* [Problem to solve]
Write every line out verbatim and omit the pictures.

===== Material

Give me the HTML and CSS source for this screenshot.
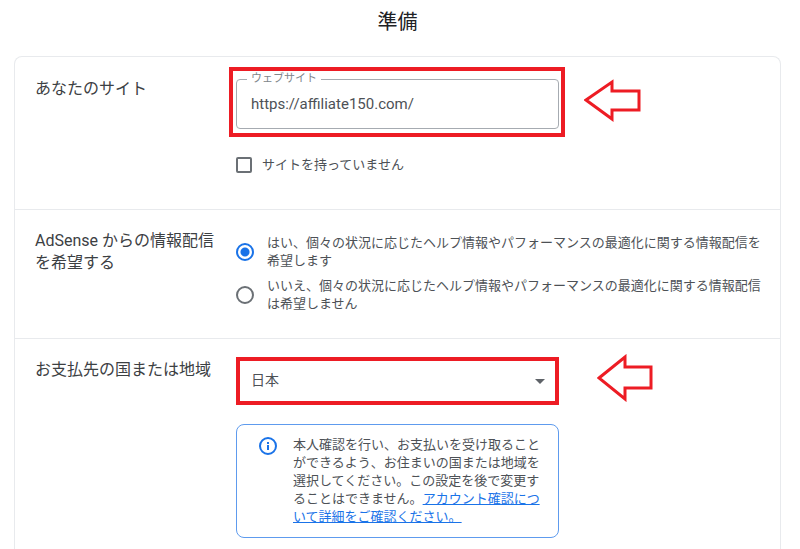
FILE: index.html
```html
<!DOCTYPE html>
<html lang="ja">
<head>
    <meta charset="UTF-8">
    <meta name="viewport" content="width=device-width, initial-scale=1">
    <title>準備</title>
    <link rel="stylesheet" href="styles.css">
</head>
<body>
    <main class="page">
        <h1>準備</h1>
        <form class="card">
            <!-- Site -->
            <section class="row">
                <h2>あなたのサイト</h2>
                <div class="content site">
                    <div class="field highlight">
                        <label class="field-label" for="website">ウェブサイト</label>
                        <input class="text-input" type="text" id="website" name="website" value="https://affiliate150.com/">
                        <svg class="arrow arrow-site" width="58" height="44" viewBox="0 0 58 44" aria-hidden="true">
                            <path d="M2 21 28 3V12H55V31H28V40Z"/>
                        </svg>
                    </div>
                    <label class="check">
                        <input type="checkbox" name="nosite">
                        <span>サイトを持っていません</span>
                    </label>
                </div>
            </section>

            <!-- Mail preference -->
            <section class="row">
                <h2>AdSense からの情報配信を希望する</h2>
                <div class="content mail">
                    <label class="radio">
                        <input type="radio" name="mail" value="yes" checked>
                        <span>はい、個々の状況に応じたヘルプ情報やパフォーマンスの最適化に関する情報配信を希望します</span>
                    </label>
                    <label class="radio">
                        <input type="radio" name="mail" value="no">
                        <span>いいえ、個々の状況に応じたヘルプ情報やパフォーマンスの最適化に関する情報配信は希望しません</span>
                    </label>
                </div>
            </section>

            <!-- Country -->
            <section class="row">
                <h2><label for="country">お支払先の国または地域</label></h2>
                <div class="content">
                    <div class="field">
                        <select class="country" id="country" name="country">
                            <option value="JP">日本</option>
                        </select>
                        <svg class="caret" width="10" height="5" viewBox="0 0 10 5" aria-hidden="true">
                            <path d="M0 0H10L5 5Z"/>
                        </svg>
                        <svg class="arrow arrow-country" width="58" height="48" viewBox="0 0 58 48" aria-hidden="true">
                            <path d="M2 24 28 3V13H54V34H28V45Z"/>
                        </svg>
                    </div>
                    <div class="info">
                        <svg class="info-icon" width="20" height="20" viewBox="0 0 20 20" aria-hidden="true">
                            <circle cx="10" cy="10" r="8"/>
                            <path d="M10 9V14M10 6V8"/>
                        </svg>
                        <p>本人確認を行い、お支払いを受け取ることができるよう、お住まいの国または地域を選択してください。この設定を後で変更することはできません。<a href="#">アカウント確認について詳細をご確認ください。</a></p>
                    </div>
                </div>
            </section>
        </form>
    </main>
</body>
</html>
```
FILE: styles.css
```css
* {
    box-sizing: border-box;
}

body {
    margin: 0;
    background-color: #fff;
    color: #4d5156;
    font-family: Roboto, "Noto Sans CJK JP", sans-serif;
    font-size: 13px;
    line-height: 18px;
}

.page {
    padding: 10px 19px 0 14px;
}

h1 {
    margin: 0 0 22px;
    color: #202124;
    font-size: 20px;
    font-weight: 400;
    line-height: 24px;
    text-align: center;
}

.card {
    border: 1px solid #e8eaed;
    border-bottom: none;
    border-radius: 8px 8px 0 0;
}

.row {
    display: grid;
    grid-template-columns: 181px 1fr;
    column-gap: 20px;
    padding: 19px 14px 24px 20px;
}

.row + .row {
    padding-top: 18px;
    border-top: 1px solid #e8eaed;
}

h2 {
    margin: 0;
    padding-top: 2px;
    color: #3c4043;
    font-size: 16px;
    font-weight: 400;
    line-height: 22px;
}

.site {
    padding-top: 3px;
}

.mail {
    display: grid;
    row-gap: 7px;
    padding: 6px 0 1px;
}

.field {
    position: relative;
    width: 100%;
    max-width: 323px;
}

/* Website text box */
.field-label {
    position: absolute;
    top: -8px;
    left: 11px;
    padding: 0 4px;
    background-color: #fff;
    color: #80868b;
    font-size: 11px;
    line-height: 16px;
}

.text-input {
    display: block;
    width: 100%;
    height: 50px;
    padding: 0 14px;
    border: 1px solid #a6abb1;
    border-radius: 4px;
    background-color: #fff;
    color: #4d5156;
    font-family: inherit;
    font-size: 15px;
}

.highlight::after {
    content: "";
    position: absolute;
    inset: -12px -6px -8px -7px;
    border: 4px solid #ed1c24;
    pointer-events: none;
}

.arrow {
    position: absolute;
    fill: #fff;
    stroke: #ed1c24;
    stroke-width: 3;
}

.arrow-site {
    top: 0;
    left: calc(100% + 25px);
}

.arrow-country {
    top: -3px;
    left: calc(100% + 38px);
}

/* Check box and radio buttons */
.check,
.radio {
    display: flex;
    align-items: center;
}

.check {
    gap: 10px;
    height: 40px;
    margin-top: 16px;
}

.radio {
    gap: 13px;
}

.check input,
.radio input {
    appearance: none;
    flex: none;
    margin: 0;
    border: 2px solid #6b7075;
}

.check input {
    width: 16px;
    height: 16px;
    border-radius: 2px;
}

.radio input {
    width: 18px;
    height: 18px;
    border-radius: 50%;
}

.radio input:checked {
    border-color: #1a73e8;
    background: radial-gradient(circle, #1a73e8 4px, #fff 5px);
}

/* Country */
.country {
    appearance: none;
    display: block;
    width: 100%;
    height: 48px;
    padding: 0 11px 3px;
    border: 4px solid #ed1c24;
    border-radius: 0;
    background-color: #fff;
    color: #4d5156;
    font-family: inherit;
    font-size: 14px;
}

.caret {
    position: absolute;
    top: 22px;
    right: 14px;
    fill: #5f6368;
}

.info {
    display: flex;
    gap: 15px;
    max-width: 323px;
    margin-top: 19px;
    padding: 11px 12px 11px 21px;
    border: 1px solid #5e9bee;
    border-radius: 8px;
}

.info-icon {
    flex: none;
    fill: none;
    stroke: #1a73e8;
    stroke-width: 2;
}

.info p {
    margin: 0;
}

.info a {
    color: #1a73e8;
}
```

==========

* [Full output]
Give me the HTML and CSS source for this screenshot.
FILE: index.html
```html
<!DOCTYPE html>
<html lang="ja">
<head>
    <meta charset="UTF-8">
    <meta name="viewport" content="width=device-width, initial-scale=1">
    <title>準備</title>
    <link rel="stylesheet" href="styles.css">
</head>
<body>
    <main class="page">
        <h1>準備</h1>
        <form class="card">
            <!-- Site -->
            <section class="row">
                <h2>あなたのサイト</h2>
                <div class="content site">
                    <div class="field highlight">
                        <label class="field-label" for="website">ウェブサイト</label>
                        <input class="text-input" type="text" id="website" name="website" value="https://affiliate150.com/">
                        <svg class="arrow arrow-site" width="58" height="44" viewBox="0 0 58 44" aria-hidden="true">
                            <path d="M2 21 28 3V12H55V31H28V40Z"/>
                        </svg>
                    </div>
                    <label class="check">
                        <input type="checkbox" name="nosite">
                        <span>サイトを持っていません</span>
                    </label>
                </div>
            </section>

            <!-- Mail preference -->
            <section class="row">
                <h2>AdSense からの情報配信を希望する</h2>
                <div class="content mail">
                    <label class="radio">
                        <input type="radio" name="mail" value="yes" checked>
                        <span>はい、個々の状況に応じたヘルプ情報やパフォーマンスの最適化に関する情報配信を希望します</span>
                    </label>
                    <label class="radio">
                        <input type="radio" name="mail" value="no">
                        <span>いいえ、個々の状況に応じたヘルプ情報やパフォーマンスの最適化に関する情報配信は希望しません</span>
                    </label>
                </div>
            </section>

            <!-- Country -->
            <section class="row">
                <h2><label for="country">お支払先の国または地域</label></h2>
                <div class="content">
                    <div class="field">
                        <select class="country" id="country" name="country">
                            <option value="JP">日本</option>
                        </select>
                        <svg class="caret" width="10" height="5" viewBox="0 0 10 5" aria-hidden="true">
                            <path d="M0 0H10L5 5Z"/>
                        </svg>
                        <svg class="arrow arrow-country" width="58" height="48" viewBox="0 0 58 48" aria-hidden="true">
                            <path d="M2 24 28 3V13H54V34H28V45Z"/>
                        </svg>
                    </div>
                    <div class="info">
                        <svg class="info-icon" width="20" height="20" viewBox="0 0 20 20" aria-hidden="true">
                            <circle cx="10" cy="10" r="8"/>
                            <path d="M10 9V14M10 6V8"/>
                        </svg>
                        <p>本人確認を行い、お支払いを受け取ることができるよう、お住まいの国または地域を選択してください。この設定を後で変更することはできません。<a href="#">アカウント確認について詳細をご確認ください。</a></p>
                    </div>
                </div>
            </section>
        </form>
    </main>
</body>
</html>
```
FILE: styles.css
```css
* {
    box-sizing: border-box;
}

body {
    margin: 0;
    background-color: #fff;
    color: #4d5156;
    font-family: Roboto, "Noto Sans CJK JP", sans-serif;
    font-size: 13px;
    line-height: 18px;
}

.page {
    padding: 10px 19px 0 14px;
}

h1 {
    margin: 0 0 22px;
    color: #202124;
    font-size: 20px;
    font-weight: 400;
    line-height: 24px;
    text-align: center;
}

.card {
    border: 1px solid #e8eaed;
    border-bottom: none;
    border-radius: 8px 8px 0 0;
}

.row {
    display: grid;
    grid-template-columns: 181px 1fr;
    column-gap: 20px;
    padding: 19px 14px 24px 20px;
}

.row + .row {
    padding-top: 18px;
    border-top: 1px solid #e8eaed;
}

h2 {
    margin: 0;
    padding-top: 2px;
    color: #3c4043;
    font-size: 16px;
    font-weight: 400;
    line-height: 22px;
}

.site {
    padding-top: 3px;
}

.mail {
    display: grid;
    row-gap: 7px;
    padding: 6px 0 1px;
}

.field {
    position: relative;
    width: 100%;
    max-width: 323px;
}

/* Website text box */
.field-label {
    position: absolute;
    top: -8px;
    left: 11px;
    padding: 0 4px;
    background-color: #fff;
    color: #80868b;
    font-size: 11px;
    line-height: 16px;
}

.text-input {
    display: block;
    width: 100%;
    height: 50px;
    padding: 0 14px;
    border: 1px solid #a6abb1;
    border-radius: 4px;
    background-color: #fff;
    color: #4d5156;
    font-family: inherit;
    font-size: 15px;
}

.highlight::after {
    content: "";
    position: absolute;
    inset: -12px -6px -8px -7px;
    border: 4px solid #ed1c24;
    pointer-events: none;
}

.arrow {
    position: absolute;
    fill: #fff;
    stroke: #ed1c24;
    stroke-width: 3;
}

.arrow-site {
    top: 0;
    left: calc(100% + 25px);
}

.arrow-country {
    top: -3px;
    left: calc(100% + 38px);
}

/* Check box and radio buttons */
.check,
.radio {
    display: flex;
    align-items: center;
}

.check {
    gap: 10px;
    height: 40px;
    margin-top: 16px;
}

.radio {
    gap: 13px;
}

.check input,
.radio input {
    appearance: none;
    flex: none;
    margin: 0;
    border: 2px solid #6b7075;
}

.check input {
    width: 16px;
    height: 16px;
    border-radius: 2px;
}

.radio input {
    width: 18px;
    height: 18px;
    border-radius: 50%;
}

.radio input:checked {
    border-color: #1a73e8;
    background: radial-gradient(circle, #1a73e8 4px, #fff 5px);
}

/* Country */
.country {
    appearance: none;
    display: block;
    width: 100%;
    height: 48px;
    padding: 0 11px 3px;
    border: 4px solid #ed1c24;
    border-radius: 0;
    background-color: #fff;
    color: #4d5156;
    font-family: inherit;
    font-size: 14px;
}

.caret {
    position: absolute;
    top: 22px;
    right: 14px;
    fill: #5f6368;
}

.info {
    display: flex;
    gap: 15px;
    max-width: 323px;
    margin-top: 19px;
    padding: 11px 12px 11px 21px;
    border: 1px solid #5e9bee;
    border-radius: 8px;
}

.info-icon {
    flex: none;
    fill: none;
    stroke: #1a73e8;
    stroke-width: 2;
}

.info p {
    margin: 0;
}

.info a {
    color: #1a73e8;
}
```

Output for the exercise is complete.